Miami University immediately changed its team name from the “Redskins” to the “Redhawks.” Both the Cleveland Indians and Miami University listened to Native American tribes and changed their mascots, while Daniel Snyder continues to stubbornly defend “Redskins” as the team name of his multi-billion dollar franchise. It’s racially insensitive and wrong, and there is nothing any American not named Daniel Snyder can do about it.
While the Redskins finished 3-13 this season, the Kansas City Chiefs are in the Super Bowl for the first time in 50 years, which will bring the tomahawk chop — popular among Chiefs fans — to the 100 million people watching. The 54th Super Bowl will take place tomorrow night, as Kansas City confronts the San Francisco 49ers. While “Chiefs” is certainly a more racially sensitive name than “Redskins,” it is hard to understand why we still have sports teams named after people we disenfranchised, discriminated against, enslaved and killed on their land.

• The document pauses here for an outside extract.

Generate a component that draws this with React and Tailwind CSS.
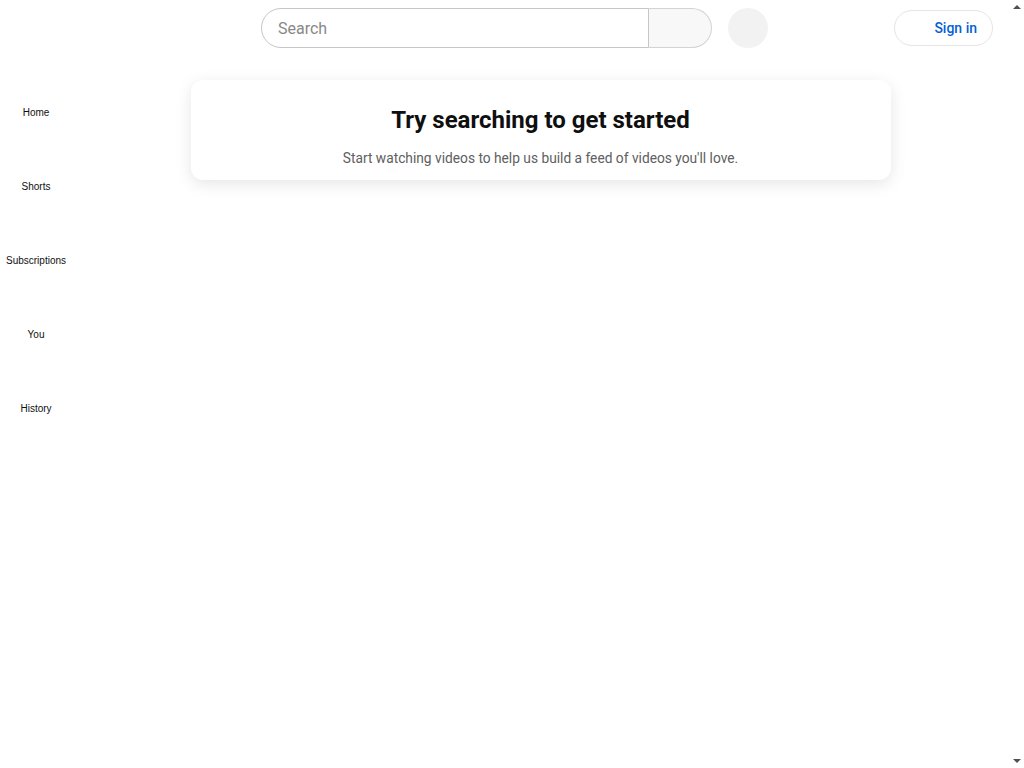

The media has flooded the streets of Miami with questions such as “How are the Chiefs going to slow down the 49ers zone running game?” and “How is the 49ers defense going to stop the Chiefs multitude of offensive weapons?” But I think another question we should be asking is why do fans insist upon doing the tomahawk chop and chant despite how insulting they are to Native Americans?
Vincent Schilling, associate editor of Indian Country Today, finds those actions incredibly offensive. “It is an absolutely horrible stereotype of what a native person is,” Schilling told ESPN. “It’s not much more than a cartoon. My people are not a cartoon. My community is not a cartoon. My heritage is not a cartoon.” Kaysa Williams, 28, a Native American Democratic campaign worker in Oklahoma, said the chanting and chopping “dehumanizes who we are and what we stand for.” Williams told ESPN, “There’s not really another race in the United States that has to defend whether or not they can be used as a mascot.”
So, tomorrow night, when you see Patrick Mahomes scramble around the pocket and throw that unbelievable touchdown — and the tomahawk chant rains down from Chiefs fans — take a second to think before you start chanting with them.